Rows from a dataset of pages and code
□ □ □
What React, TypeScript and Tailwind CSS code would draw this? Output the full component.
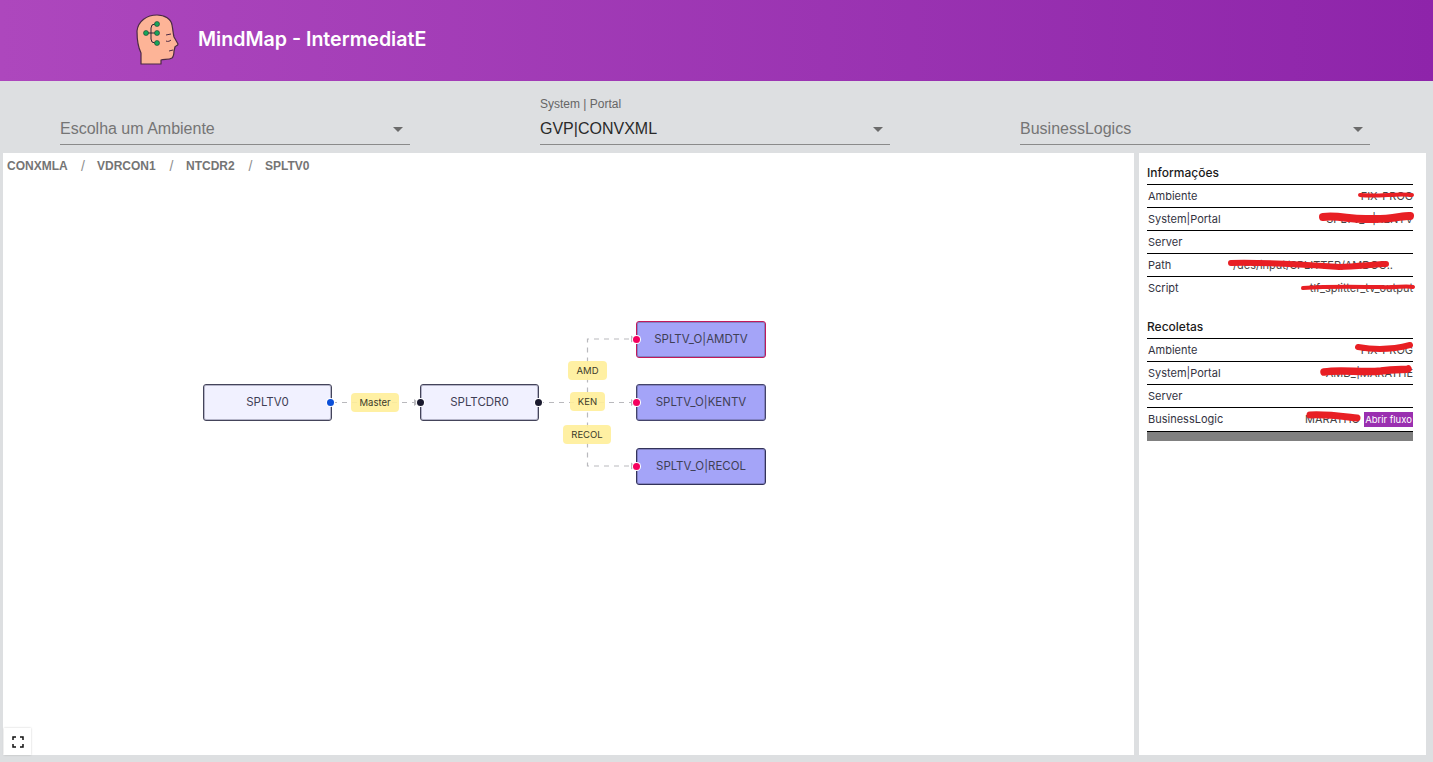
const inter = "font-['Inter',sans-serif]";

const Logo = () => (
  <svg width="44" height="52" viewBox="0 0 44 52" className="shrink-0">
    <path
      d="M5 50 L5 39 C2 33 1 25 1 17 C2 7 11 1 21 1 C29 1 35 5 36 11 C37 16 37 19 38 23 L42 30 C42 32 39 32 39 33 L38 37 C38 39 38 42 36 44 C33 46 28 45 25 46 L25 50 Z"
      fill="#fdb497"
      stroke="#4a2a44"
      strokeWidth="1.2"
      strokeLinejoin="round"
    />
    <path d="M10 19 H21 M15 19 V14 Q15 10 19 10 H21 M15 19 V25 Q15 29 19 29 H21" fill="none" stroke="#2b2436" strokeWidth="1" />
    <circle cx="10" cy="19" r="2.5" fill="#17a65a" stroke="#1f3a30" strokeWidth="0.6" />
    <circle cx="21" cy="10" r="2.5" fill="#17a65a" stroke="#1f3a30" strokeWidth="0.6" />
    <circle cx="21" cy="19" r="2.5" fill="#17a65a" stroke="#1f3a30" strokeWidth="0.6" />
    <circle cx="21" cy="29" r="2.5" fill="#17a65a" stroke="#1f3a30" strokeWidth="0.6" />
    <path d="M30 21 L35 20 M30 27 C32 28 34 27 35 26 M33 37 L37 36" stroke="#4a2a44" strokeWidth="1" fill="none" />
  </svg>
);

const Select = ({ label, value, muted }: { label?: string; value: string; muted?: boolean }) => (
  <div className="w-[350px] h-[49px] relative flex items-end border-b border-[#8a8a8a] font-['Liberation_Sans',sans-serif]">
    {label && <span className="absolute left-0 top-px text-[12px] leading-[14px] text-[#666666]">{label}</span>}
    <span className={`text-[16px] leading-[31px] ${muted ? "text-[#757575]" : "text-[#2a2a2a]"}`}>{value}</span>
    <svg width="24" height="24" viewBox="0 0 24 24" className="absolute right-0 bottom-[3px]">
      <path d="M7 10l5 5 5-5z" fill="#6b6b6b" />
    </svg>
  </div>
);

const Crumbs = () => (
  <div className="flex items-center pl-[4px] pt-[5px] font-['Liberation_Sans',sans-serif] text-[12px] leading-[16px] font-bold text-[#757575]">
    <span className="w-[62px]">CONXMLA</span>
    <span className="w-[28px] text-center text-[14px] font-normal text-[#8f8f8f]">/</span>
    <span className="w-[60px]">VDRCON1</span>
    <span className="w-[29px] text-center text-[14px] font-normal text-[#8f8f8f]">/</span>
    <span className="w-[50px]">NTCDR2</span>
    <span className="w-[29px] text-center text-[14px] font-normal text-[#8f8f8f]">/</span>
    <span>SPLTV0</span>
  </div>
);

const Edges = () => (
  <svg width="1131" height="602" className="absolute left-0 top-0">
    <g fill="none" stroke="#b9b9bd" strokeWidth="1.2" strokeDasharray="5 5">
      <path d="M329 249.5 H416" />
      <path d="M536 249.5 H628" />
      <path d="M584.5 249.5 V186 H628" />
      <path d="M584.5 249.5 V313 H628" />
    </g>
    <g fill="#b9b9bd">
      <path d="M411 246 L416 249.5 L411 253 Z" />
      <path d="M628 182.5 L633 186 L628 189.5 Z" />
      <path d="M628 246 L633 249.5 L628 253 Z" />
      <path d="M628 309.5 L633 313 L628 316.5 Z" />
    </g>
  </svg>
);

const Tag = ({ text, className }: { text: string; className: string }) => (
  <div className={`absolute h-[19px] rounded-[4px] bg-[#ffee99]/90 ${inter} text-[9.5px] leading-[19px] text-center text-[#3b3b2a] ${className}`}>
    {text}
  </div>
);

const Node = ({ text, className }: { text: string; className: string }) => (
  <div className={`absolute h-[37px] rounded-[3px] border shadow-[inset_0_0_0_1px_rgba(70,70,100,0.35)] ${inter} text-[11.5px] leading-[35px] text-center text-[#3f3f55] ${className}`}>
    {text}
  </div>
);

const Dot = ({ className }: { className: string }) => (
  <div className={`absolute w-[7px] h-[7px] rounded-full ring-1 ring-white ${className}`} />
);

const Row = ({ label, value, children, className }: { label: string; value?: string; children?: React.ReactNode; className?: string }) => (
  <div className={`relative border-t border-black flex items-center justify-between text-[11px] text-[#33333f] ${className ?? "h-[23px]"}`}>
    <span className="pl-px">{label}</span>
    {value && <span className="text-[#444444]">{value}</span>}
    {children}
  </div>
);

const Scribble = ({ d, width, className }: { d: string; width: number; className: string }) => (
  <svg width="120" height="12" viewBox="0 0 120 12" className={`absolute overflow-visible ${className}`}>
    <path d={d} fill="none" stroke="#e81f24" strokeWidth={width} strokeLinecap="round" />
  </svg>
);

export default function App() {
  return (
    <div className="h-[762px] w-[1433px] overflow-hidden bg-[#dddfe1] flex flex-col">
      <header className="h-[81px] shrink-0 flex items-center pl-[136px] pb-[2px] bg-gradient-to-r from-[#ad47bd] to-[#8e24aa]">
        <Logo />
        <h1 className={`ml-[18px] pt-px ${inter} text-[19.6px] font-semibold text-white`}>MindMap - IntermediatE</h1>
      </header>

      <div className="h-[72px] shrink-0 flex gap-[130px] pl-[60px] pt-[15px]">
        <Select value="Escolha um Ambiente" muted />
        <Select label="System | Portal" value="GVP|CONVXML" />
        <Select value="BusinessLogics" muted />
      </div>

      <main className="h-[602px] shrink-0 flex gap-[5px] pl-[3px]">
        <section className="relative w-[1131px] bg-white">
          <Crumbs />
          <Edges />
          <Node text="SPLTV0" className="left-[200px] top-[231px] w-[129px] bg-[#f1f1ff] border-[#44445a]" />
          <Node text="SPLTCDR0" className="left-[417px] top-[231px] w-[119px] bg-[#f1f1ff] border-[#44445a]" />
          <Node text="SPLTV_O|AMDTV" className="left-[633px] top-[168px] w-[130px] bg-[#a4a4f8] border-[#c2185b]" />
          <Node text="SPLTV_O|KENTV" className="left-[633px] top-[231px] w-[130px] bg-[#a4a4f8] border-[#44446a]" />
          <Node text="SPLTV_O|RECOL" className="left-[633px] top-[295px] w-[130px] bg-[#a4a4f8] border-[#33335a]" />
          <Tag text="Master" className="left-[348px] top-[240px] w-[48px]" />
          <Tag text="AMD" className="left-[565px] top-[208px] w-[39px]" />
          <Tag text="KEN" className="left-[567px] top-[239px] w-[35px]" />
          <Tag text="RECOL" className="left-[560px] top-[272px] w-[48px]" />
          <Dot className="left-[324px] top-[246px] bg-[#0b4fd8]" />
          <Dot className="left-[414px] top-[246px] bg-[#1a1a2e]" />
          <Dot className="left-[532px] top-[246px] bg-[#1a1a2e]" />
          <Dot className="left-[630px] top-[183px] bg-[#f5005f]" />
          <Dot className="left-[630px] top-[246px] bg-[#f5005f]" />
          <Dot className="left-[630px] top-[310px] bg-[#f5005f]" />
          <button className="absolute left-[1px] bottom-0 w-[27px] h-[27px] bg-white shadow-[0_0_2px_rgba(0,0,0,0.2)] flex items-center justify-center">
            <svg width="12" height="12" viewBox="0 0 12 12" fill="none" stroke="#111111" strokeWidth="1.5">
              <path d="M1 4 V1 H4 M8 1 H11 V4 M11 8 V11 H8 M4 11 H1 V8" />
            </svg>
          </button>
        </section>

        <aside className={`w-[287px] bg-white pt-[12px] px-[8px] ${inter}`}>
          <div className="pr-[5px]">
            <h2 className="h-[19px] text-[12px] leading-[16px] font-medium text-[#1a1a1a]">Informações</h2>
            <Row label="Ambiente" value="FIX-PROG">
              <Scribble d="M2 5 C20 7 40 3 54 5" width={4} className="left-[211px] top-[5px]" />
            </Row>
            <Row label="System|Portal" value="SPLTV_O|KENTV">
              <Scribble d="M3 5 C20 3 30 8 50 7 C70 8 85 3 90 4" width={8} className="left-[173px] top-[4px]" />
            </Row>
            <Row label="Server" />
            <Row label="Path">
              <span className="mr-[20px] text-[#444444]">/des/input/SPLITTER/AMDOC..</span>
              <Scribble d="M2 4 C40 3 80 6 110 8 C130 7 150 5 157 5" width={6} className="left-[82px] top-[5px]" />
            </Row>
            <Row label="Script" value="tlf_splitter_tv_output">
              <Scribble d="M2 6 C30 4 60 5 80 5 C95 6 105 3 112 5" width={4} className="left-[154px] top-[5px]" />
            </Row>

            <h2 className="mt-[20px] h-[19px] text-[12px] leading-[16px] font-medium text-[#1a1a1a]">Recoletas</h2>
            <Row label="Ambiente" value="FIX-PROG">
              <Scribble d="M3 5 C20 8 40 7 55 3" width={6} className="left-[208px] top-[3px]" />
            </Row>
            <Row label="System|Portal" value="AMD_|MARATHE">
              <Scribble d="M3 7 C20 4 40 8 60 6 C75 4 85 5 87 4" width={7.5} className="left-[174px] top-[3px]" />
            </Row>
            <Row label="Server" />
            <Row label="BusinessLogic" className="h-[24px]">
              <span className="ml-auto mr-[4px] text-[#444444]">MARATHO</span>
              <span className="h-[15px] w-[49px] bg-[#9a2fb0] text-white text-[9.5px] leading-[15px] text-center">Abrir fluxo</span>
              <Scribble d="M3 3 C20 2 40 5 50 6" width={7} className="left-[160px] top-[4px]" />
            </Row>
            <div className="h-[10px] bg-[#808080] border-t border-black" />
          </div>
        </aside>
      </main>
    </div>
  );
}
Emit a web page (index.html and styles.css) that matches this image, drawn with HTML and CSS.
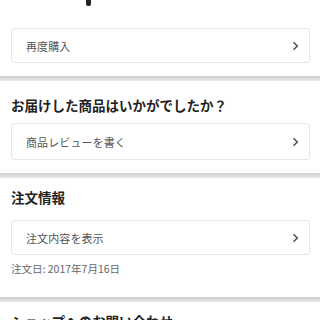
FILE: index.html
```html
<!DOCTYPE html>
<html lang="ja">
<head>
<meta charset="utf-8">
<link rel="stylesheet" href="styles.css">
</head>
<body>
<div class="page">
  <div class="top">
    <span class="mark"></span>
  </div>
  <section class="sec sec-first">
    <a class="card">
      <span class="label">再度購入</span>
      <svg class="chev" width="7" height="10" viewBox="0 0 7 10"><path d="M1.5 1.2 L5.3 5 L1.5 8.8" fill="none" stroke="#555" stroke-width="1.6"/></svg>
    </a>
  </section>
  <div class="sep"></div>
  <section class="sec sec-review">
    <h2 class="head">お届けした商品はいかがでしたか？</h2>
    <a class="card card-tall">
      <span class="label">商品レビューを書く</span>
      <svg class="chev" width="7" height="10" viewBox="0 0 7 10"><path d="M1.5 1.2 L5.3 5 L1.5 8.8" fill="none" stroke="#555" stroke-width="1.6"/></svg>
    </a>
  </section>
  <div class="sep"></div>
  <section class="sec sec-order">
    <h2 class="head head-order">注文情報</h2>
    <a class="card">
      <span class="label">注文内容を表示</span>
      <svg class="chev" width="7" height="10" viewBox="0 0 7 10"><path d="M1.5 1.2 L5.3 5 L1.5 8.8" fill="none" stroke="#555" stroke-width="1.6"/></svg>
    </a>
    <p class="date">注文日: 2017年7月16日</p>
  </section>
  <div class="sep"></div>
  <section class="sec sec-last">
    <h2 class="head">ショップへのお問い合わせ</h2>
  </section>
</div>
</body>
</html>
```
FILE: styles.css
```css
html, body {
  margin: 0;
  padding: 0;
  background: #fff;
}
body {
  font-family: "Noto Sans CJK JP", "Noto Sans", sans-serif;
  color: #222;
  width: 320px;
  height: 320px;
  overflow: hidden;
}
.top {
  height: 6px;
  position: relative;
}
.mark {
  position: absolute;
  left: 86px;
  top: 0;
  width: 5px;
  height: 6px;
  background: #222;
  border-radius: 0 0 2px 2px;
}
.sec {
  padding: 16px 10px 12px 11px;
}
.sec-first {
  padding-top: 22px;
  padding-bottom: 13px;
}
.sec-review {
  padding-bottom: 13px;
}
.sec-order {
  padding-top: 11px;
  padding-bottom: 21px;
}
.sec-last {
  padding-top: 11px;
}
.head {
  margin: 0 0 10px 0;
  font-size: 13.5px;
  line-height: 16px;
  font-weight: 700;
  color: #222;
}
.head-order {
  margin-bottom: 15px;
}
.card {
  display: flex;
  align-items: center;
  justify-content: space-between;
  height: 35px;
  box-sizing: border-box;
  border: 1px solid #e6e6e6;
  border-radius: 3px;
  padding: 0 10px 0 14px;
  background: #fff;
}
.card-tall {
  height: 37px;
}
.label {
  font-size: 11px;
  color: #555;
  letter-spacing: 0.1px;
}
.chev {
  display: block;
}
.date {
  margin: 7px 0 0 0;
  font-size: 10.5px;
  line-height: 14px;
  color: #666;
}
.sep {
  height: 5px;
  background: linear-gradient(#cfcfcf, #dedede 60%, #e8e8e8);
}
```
□ □ □
_Challenge_.
Each line in the data that holds the string "this" should be found and copied.

_The solution_.
What React, TypeScript and Tailwind CSS code would draw this? Output the full component.
Emit a web page (index.html and styles.css) that matches this image, drawn with HTML and CSS.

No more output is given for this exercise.